Natomiast interesujących będzie parę kwestii. Czy zanim wróci Curry Kerr zatrzyma Igłę w 1 składzie? Jeśli tak to jak będzie radził sobie Rondo z z Igłą? Czy Pelikany zaryzykują granie AD przeciw KD, czy też pozostawią to słabemu defensywnie bo wolnemu w obronie Miroticiowi? Czy Warrriors zostawią AD do obrony McGee czy jednak będzie go bronił Green? Jak Holiday poradzi sobie ofensywnie i defensywnie przeciw Klayowi?
Myślę, że te niuanse mogą zdecydować o przebiegu meczu. Jeśli Warriors uda się zmusić Pelikany jedynie do grania przez AD to seria może być krótka. Natomiast gdy Holiday lub Rondo zagrają na chociaż zbliżonym poziomie do serii z Blazers to seria może trwać 6 czy 7 meczów a kluczowy dla zwycięstwa Warriors będzie Curry.
ciekawym i bezpiecznym rozwiązaniem mogłoby być wolne wprowadzanie Currego do 20min w drugim składzie, gdzie obrona jeszcze słabsza
tak, by się spokojnie wdrożył po kontuzji do play offów i w razie czego bezpiecznie wejść do finału zachodu i ligii (chyba, że będzie wizja przegranej i mus użycia wszystkich dział GSW, w co wątpię)
Też o tym myślałem, żeby Chef zaczął już w 1 czy 2 meczu ale w drugim składzie i zagrał jakieś 15-20 minut – w miarę potrzeb wyniku – ale trenerzy raczej nie lubią takich eksperymentów.

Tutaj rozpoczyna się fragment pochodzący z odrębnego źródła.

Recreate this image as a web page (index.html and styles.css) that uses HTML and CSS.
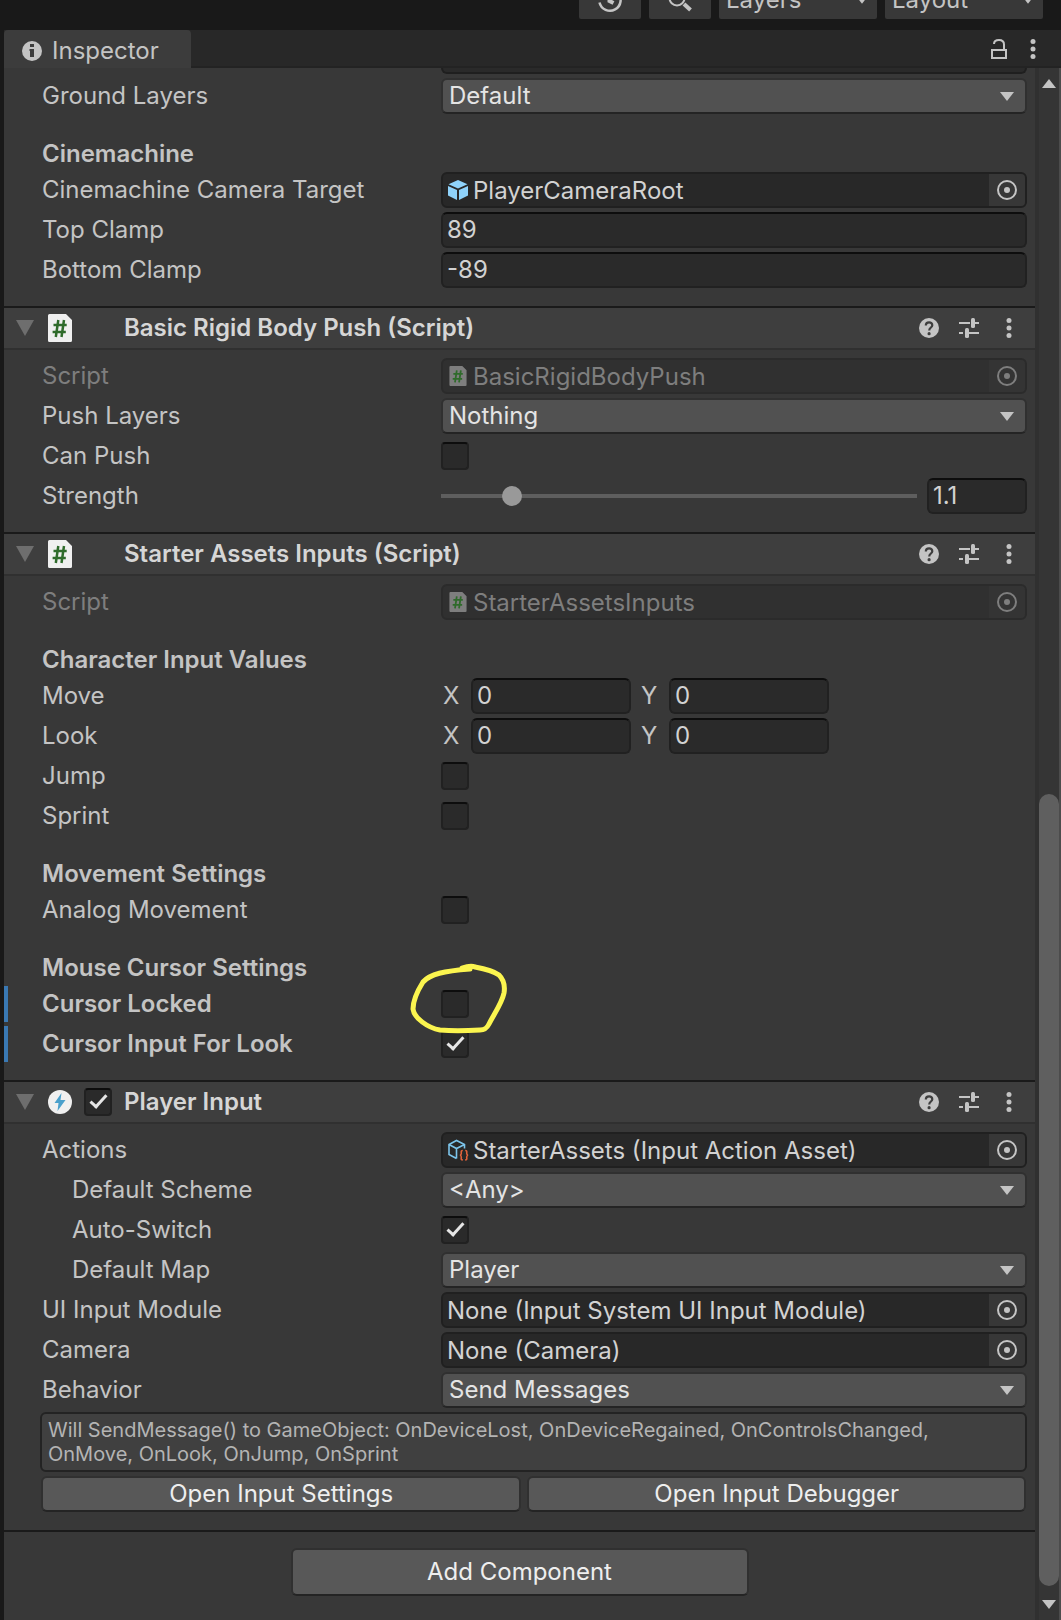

meczyk nr 1 dobrze zweryfikował hype na Pelikany i „panic mode” w mediach, że NOP zmiotą wszystkich z rozpędu…jednak poziom GSW w play-off mode bez Currego jest o wiele, wiele wyższy (np.obrona) niż NOP
niech spokojnie rehabilituje, chyba że przegrają 2 mecze a KD, Klay, West, Iggi, Green i Reszta będą bez formy strzeleckiej…(czy to możliwe) wtedy spokojnie w następnej rundzie (ale też w miarę potrzeb, bo nie warto uszkodzić się jak Kawhi back to back kontuzje).